DIY microscopy: smartphone and LEGOs for Cell Biology

Stay geek, love biology. This is the very simple philosophy I adopted since I was a freshman, and it is turning out really useful. I really wish to all of you in research to get proper funding for your projects, and to enjoy DIY as a funny and brainy activity. But, if you are out of money in your lab (e quindi, forse, riuscite a leggere questa frase), you may consider DIY as a survival strategy. In this post, I will expose a couple of ways to do a simple, but still very effective microscope for explicative usage. When I was making my thesis in the wet labs of the Faculty of Medicine at Sapienza University, I very often faced the problem to find an available microscope. And very often I used to ask myself how could I build one.

You can use your smartphone…

Even if many of you might have seen this, since the video is rolling around the web for a while, I would like to mention this tutorial on how to build a microscope with your smartphone.

This video has been published almost one year ago on instructibles, the MIT-born website that allows users to share their DIY projects and experience. Surfing the site, you can actually find a lot of tricks and tutorials for your DIY microscopy experience, meant for beginners and experienced makers.

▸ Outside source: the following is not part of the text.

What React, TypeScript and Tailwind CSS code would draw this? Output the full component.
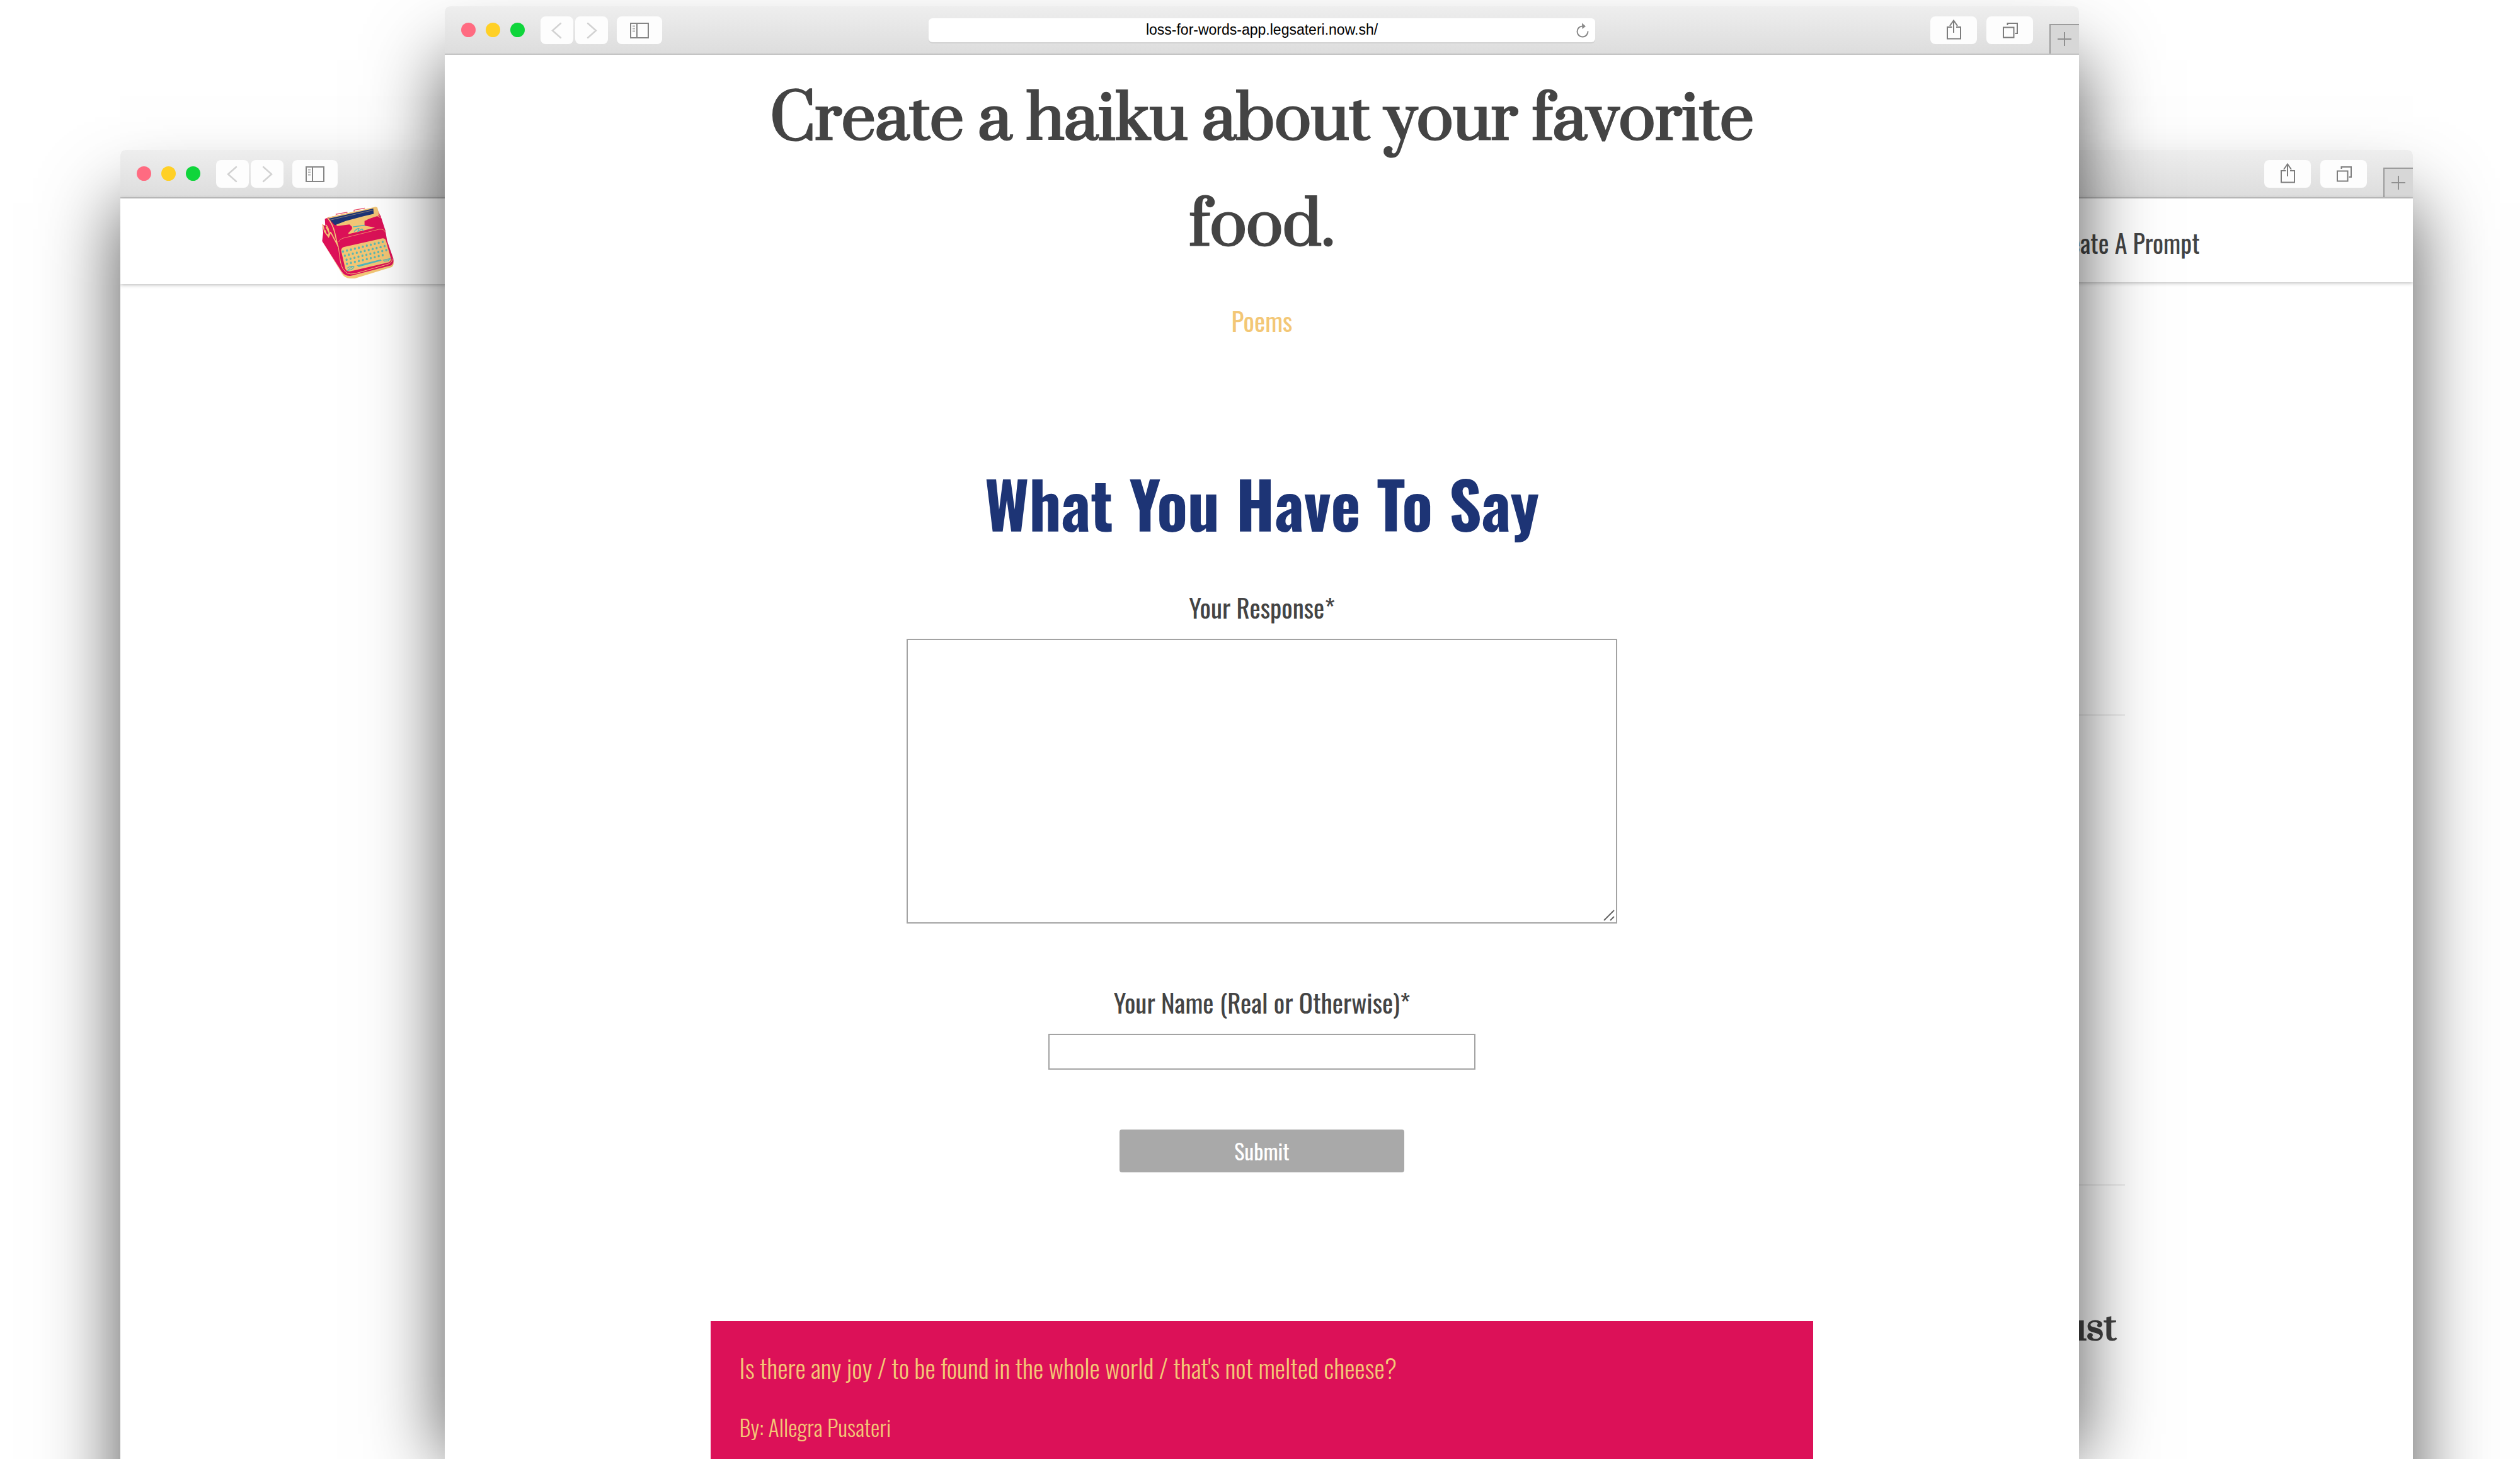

…or maybe build it from scratch…

Experienced geeks will love the very wide focus given to DIY microscopy given by Hackteria, a landmark website for DIY biology community. The point here is not to convert your mobile into a microscope, but to build one from scratch by assembling simple components. Hackteria provides a detailed wiki to those who are in the mood to accept the challenge.

…or just using LEGO!

I cannot really give a tutorial for this, but this story worths a mention. Today, the Google Science Fair winners have been announced.  Even if Mark Drobnych in not on the podium, the 13 y/o boy from Uzhgorod, in western Ukraine, gets our full attention for having used a LEGO Mindstorms kit to create a microscope that teachers can use to show students images on a projection screen. There is also a Web to let schools around the world compare images. He came up with the idea to help those institutions that don’t have enough money to supply each child with a microscope.

I am very happy for him, since he comes from a country seriously flared by an insane war, and I really believe that Science, work and passion may be a great way out from war and tyranny. On Scientific American, you can read the description of some of the finalist projects at GSF.

But still loving ol’ Zeiss

In all the cases shown here, optical microscopes can be build from anyone with a fairly good resolution. Anyways, we need to keep in mind that resolution is not the only thing to take into account when you rate a microscope. Optical aberrations correction is maybe the most important feature of a microscope, crucial to determine the success when you submit your pictures to a journal. So, DIY microscopy can be very funny, useful for small and educational usage, but still far to replace advanced commercial solutions. Try this at home, but don’t trust it too much at lab.